● DATASET SECTION
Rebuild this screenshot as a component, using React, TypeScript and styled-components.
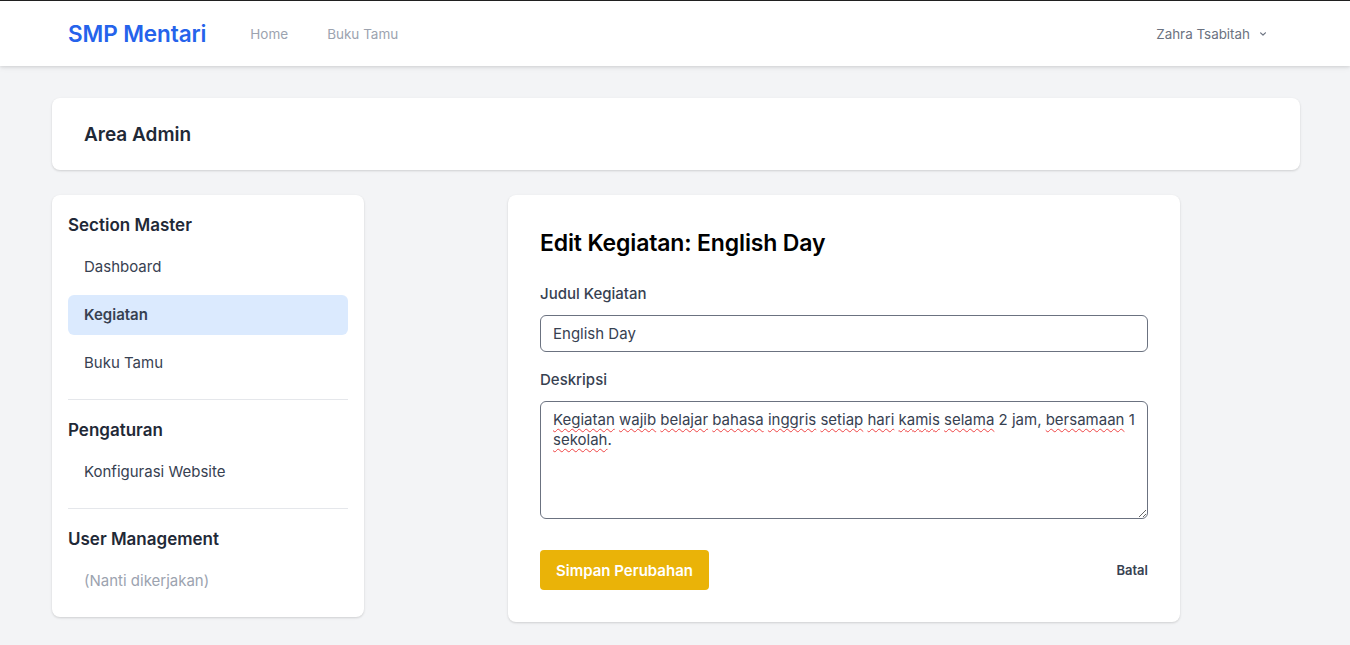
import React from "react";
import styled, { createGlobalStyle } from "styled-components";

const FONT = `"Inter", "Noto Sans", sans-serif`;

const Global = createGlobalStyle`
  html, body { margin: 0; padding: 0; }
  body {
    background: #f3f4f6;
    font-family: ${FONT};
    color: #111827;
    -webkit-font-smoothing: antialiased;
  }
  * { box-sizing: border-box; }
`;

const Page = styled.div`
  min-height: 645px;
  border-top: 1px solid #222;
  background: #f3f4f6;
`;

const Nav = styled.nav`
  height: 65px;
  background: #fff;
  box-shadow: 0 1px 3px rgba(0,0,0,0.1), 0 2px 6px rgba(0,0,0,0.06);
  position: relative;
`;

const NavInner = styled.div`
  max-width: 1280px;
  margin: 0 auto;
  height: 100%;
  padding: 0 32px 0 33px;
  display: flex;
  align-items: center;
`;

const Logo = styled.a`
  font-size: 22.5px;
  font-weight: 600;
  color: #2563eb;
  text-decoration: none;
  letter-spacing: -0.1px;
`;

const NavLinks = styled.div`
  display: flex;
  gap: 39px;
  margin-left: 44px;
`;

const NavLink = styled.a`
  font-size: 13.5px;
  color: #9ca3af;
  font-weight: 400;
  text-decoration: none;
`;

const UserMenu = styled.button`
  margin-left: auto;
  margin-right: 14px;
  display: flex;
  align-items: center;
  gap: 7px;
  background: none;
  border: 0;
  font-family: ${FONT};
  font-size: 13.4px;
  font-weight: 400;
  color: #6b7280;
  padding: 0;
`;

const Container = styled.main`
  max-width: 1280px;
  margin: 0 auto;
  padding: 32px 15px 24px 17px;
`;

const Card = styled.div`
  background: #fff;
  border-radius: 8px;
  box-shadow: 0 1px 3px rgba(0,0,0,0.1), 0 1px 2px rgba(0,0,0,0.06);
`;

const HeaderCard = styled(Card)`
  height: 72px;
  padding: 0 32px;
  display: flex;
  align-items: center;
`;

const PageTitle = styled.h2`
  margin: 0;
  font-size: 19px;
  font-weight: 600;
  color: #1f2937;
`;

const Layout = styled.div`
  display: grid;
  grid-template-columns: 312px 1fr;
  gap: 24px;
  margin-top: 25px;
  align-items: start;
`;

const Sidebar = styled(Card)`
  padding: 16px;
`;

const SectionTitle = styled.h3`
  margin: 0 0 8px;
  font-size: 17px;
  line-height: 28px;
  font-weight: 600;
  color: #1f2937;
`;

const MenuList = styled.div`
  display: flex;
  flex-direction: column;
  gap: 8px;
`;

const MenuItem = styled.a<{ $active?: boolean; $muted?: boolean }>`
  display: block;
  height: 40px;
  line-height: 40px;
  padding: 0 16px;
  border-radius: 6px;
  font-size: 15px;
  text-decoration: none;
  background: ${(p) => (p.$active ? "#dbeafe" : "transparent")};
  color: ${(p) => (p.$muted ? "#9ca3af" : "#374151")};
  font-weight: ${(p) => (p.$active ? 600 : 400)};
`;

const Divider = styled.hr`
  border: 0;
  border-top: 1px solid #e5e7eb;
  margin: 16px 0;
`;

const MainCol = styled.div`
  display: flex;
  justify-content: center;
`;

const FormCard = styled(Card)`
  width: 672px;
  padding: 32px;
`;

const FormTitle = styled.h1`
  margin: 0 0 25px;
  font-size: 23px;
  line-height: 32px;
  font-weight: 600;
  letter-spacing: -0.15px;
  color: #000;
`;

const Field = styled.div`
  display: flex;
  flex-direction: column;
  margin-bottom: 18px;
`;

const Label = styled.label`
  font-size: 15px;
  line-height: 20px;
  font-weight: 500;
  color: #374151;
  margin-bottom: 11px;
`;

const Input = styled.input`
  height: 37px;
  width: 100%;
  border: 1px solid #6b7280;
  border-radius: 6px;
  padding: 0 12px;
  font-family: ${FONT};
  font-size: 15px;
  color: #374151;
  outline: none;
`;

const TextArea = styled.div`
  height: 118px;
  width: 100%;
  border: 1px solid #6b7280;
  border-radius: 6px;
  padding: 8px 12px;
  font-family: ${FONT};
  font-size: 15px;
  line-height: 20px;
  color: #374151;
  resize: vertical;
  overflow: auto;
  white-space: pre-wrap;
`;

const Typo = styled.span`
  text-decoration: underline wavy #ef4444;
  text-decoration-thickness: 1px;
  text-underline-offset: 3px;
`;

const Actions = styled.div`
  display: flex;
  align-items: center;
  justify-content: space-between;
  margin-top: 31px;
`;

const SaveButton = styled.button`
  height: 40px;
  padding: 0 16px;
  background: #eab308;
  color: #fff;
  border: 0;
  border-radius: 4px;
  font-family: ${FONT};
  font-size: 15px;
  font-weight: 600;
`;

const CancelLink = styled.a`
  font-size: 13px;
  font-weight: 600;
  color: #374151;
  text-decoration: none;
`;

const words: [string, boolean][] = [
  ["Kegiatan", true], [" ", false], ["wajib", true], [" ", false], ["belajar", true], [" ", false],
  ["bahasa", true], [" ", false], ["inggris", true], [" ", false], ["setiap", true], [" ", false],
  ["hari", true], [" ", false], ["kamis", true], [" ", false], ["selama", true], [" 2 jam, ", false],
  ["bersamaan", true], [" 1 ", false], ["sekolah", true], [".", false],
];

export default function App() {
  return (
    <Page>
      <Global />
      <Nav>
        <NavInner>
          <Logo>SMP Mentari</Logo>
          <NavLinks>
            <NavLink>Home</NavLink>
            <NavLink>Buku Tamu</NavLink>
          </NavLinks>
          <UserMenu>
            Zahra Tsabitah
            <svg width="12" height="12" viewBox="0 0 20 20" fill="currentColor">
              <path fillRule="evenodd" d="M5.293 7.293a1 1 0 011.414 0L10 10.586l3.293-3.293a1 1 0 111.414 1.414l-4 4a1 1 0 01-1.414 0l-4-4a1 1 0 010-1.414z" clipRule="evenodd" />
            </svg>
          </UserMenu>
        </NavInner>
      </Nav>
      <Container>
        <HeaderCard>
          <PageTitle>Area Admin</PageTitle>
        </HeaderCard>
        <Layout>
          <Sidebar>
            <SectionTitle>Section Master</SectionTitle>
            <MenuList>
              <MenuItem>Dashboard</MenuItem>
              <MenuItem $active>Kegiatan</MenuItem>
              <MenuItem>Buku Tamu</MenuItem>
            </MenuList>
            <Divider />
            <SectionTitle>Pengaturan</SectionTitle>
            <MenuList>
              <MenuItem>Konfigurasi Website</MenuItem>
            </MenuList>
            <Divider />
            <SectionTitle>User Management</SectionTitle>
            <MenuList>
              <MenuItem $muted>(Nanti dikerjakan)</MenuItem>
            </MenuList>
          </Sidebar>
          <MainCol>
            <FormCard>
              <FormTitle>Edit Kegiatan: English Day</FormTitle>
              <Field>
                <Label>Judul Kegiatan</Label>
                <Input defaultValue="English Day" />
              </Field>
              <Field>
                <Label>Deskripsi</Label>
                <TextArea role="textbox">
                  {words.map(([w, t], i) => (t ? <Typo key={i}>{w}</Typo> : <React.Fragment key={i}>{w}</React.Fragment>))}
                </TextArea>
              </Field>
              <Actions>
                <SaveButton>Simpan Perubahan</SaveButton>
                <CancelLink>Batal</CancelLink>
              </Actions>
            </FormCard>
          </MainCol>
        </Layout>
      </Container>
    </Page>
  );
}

● PROBLEM REQUIREMENTS
Give the material again exactly as it is, but keep the pictures out.

● SOLUTION TO THE PROBLEM
Rebuild this screenshot as a component, using React, TypeScript and styled-components.
import React from "react";
import styled, { createGlobalStyle } from "styled-components";

const FONT = `"Inter", "Noto Sans", sans-serif`;

const Global = createGlobalStyle`
  html, body { margin: 0; padding: 0; }
  body {
    background: #f3f4f6;
    font-family: ${FONT};
    color: #111827;
    -webkit-font-smoothing: antialiased;
  }
  * { box-sizing: border-box; }
`;

const Page = styled.div`
  min-height: 645px;
  border-top: 1px solid #222;
  background: #f3f4f6;
`;

const Nav = styled.nav`
  height: 65px;
  background: #fff;
  box-shadow: 0 1px 3px rgba(0,0,0,0.1), 0 2px 6px rgba(0,0,0,0.06);
  position: relative;
`;

const NavInner = styled.div`
  max-width: 1280px;
  margin: 0 auto;
  height: 100%;
  padding: 0 32px 0 33px;
  display: flex;
  align-items: center;
`;

const Logo = styled.a`
  font-size: 22.5px;
  font-weight: 600;
  color: #2563eb;
  text-decoration: none;
  letter-spacing: -0.1px;
`;

const NavLinks = styled.div`
  display: flex;
  gap: 39px;
  margin-left: 44px;
`;

const NavLink = styled.a`
  font-size: 13.5px;
  color: #9ca3af;
  font-weight: 400;
  text-decoration: none;
`;

const UserMenu = styled.button`
  margin-left: auto;
  margin-right: 14px;
  display: flex;
  align-items: center;
  gap: 7px;
  background: none;
  border: 0;
  font-family: ${FONT};
  font-size: 13.4px;
  font-weight: 400;
  color: #6b7280;
  padding: 0;
`;

const Container = styled.main`
  max-width: 1280px;
  margin: 0 auto;
  padding: 32px 15px 24px 17px;
`;

const Card = styled.div`
  background: #fff;
  border-radius: 8px;
  box-shadow: 0 1px 3px rgba(0,0,0,0.1), 0 1px 2px rgba(0,0,0,0.06);
`;

const HeaderCard = styled(Card)`
  height: 72px;
  padding: 0 32px;
  display: flex;
  align-items: center;
`;

const PageTitle = styled.h2`
  margin: 0;
  font-size: 19px;
  font-weight: 600;
  color: #1f2937;
`;

const Layout = styled.div`
  display: grid;
  grid-template-columns: 312px 1fr;
  gap: 24px;
  margin-top: 25px;
  align-items: start;
`;

const Sidebar = styled(Card)`
  padding: 16px;
`;

const SectionTitle = styled.h3`
  margin: 0 0 8px;
  font-size: 17px;
  line-height: 28px;
  font-weight: 600;
  color: #1f2937;
`;

const MenuList = styled.div`
  display: flex;
  flex-direction: column;
  gap: 8px;
`;

const MenuItem = styled.a<{ $active?: boolean; $muted?: boolean }>`
  display: block;
  height: 40px;
  line-height: 40px;
  padding: 0 16px;
  border-radius: 6px;
  font-size: 15px;
  text-decoration: none;
  background: ${(p) => (p.$active ? "#dbeafe" : "transparent")};
  color: ${(p) => (p.$muted ? "#9ca3af" : "#374151")};
  font-weight: ${(p) => (p.$active ? 600 : 400)};
`;

const Divider = styled.hr`
  border: 0;
  border-top: 1px solid #e5e7eb;
  margin: 16px 0;
`;

const MainCol = styled.div`
  display: flex;
  justify-content: center;
`;

const FormCard = styled(Card)`
  width: 672px;
  padding: 32px;
`;

const FormTitle = styled.h1`
  margin: 0 0 25px;
  font-size: 23px;
  line-height: 32px;
  font-weight: 600;
  letter-spacing: -0.15px;
  color: #000;
`;

const Field = styled.div`
  display: flex;
  flex-direction: column;
  margin-bottom: 18px;
`;

const Label = styled.label`
  font-size: 15px;
  line-height: 20px;
  font-weight: 500;
  color: #374151;
  margin-bottom: 11px;
`;

const Input = styled.input`
  height: 37px;
  width: 100%;
  border: 1px solid #6b7280;
  border-radius: 6px;
  padding: 0 12px;
  font-family: ${FONT};
  font-size: 15px;
  color: #374151;
  outline: none;
`;

const TextArea = styled.div`
  height: 118px;
  width: 100%;
  border: 1px solid #6b7280;
  border-radius: 6px;
  padding: 8px 12px;
  font-family: ${FONT};
  font-size: 15px;
  line-height: 20px;
  color: #374151;
  resize: vertical;
  overflow: auto;
  white-space: pre-wrap;
`;

const Typo = styled.span`
  text-decoration: underline wavy #ef4444;
  text-decoration-thickness: 1px;
  text-underline-offset: 3px;
`;

const Actions = styled.div`
  display: flex;
  align-items: center;
  justify-content: space-between;
  margin-top: 31px;
`;

const SaveButton = styled.button`
  height: 40px;
  padding: 0 16px;
  background: #eab308;
  color: #fff;
  border: 0;
  border-radius: 4px;
  font-family: ${FONT};
  font-size: 15px;
  font-weight: 600;
`;

const CancelLink = styled.a`
  font-size: 13px;
  font-weight: 600;
  color: #374151;
  text-decoration: none;
`;

const words: [string, boolean][] = [
  ["Kegiatan", true], [" ", false], ["wajib", true], [" ", false], ["belajar", true], [" ", false],
  ["bahasa", true], [" ", false], ["inggris", true], [" ", false], ["setiap", true], [" ", false],
  ["hari", true], [" ", false], ["kamis", true], [" ", false], ["selama", true], [" 2 jam, ", false],
  ["bersamaan", true], [" 1 ", false], ["sekolah", true], [".", false],
];

export default function App() {
  return (
    <Page>
      <Global />
      <Nav>
        <NavInner>
          <Logo>SMP Mentari</Logo>
          <NavLinks>
            <NavLink>Home</NavLink>
            <NavLink>Buku Tamu</NavLink>
          </NavLinks>
          <UserMenu>
            Zahra Tsabitah
            <svg width="12" height="12" viewBox="0 0 20 20" fill="currentColor">
              <path fillRule="evenodd" d="M5.293 7.293a1 1 0 011.414 0L10 10.586l3.293-3.293a1 1 0 111.414 1.414l-4 4a1 1 0 01-1.414 0l-4-4a1 1 0 010-1.414z" clipRule="evenodd" />
            </svg>
          </UserMenu>
        </NavInner>
      </Nav>
      <Container>
        <HeaderCard>
          <PageTitle>Area Admin</PageTitle>
        </HeaderCard>
        <Layout>
          <Sidebar>
            <SectionTitle>Section Master</SectionTitle>
            <MenuList>
              <MenuItem>Dashboard</MenuItem>
              <MenuItem $active>Kegiatan</MenuItem>
              <MenuItem>Buku Tamu</MenuItem>
            </MenuList>
            <Divider />
            <SectionTitle>Pengaturan</SectionTitle>
            <MenuList>
              <MenuItem>Konfigurasi Website</MenuItem>
            </MenuList>
            <Divider />
            <SectionTitle>User Management</SectionTitle>
            <MenuList>
              <MenuItem $muted>(Nanti dikerjakan)</MenuItem>
            </MenuList>
          </Sidebar>
          <MainCol>
            <FormCard>
              <FormTitle>Edit Kegiatan: English Day</FormTitle>
              <Field>
                <Label>Judul Kegiatan</Label>
                <Input defaultValue="English Day" />
              </Field>
              <Field>
                <Label>Deskripsi</Label>
                <TextArea role="textbox">
                  {words.map(([w, t], i) => (t ? <Typo key={i}>{w}</Typo> : <React.Fragment key={i}>{w}</React.Fragment>))}
                </TextArea>
              </Field>
              <Actions>
                <SaveButton>Simpan Perubahan</SaveButton>
                <CancelLink>Batal</CancelLink>
              </Actions>
            </FormCard>
          </MainCol>
        </Layout>
      </Container>
    </Page>
  );
}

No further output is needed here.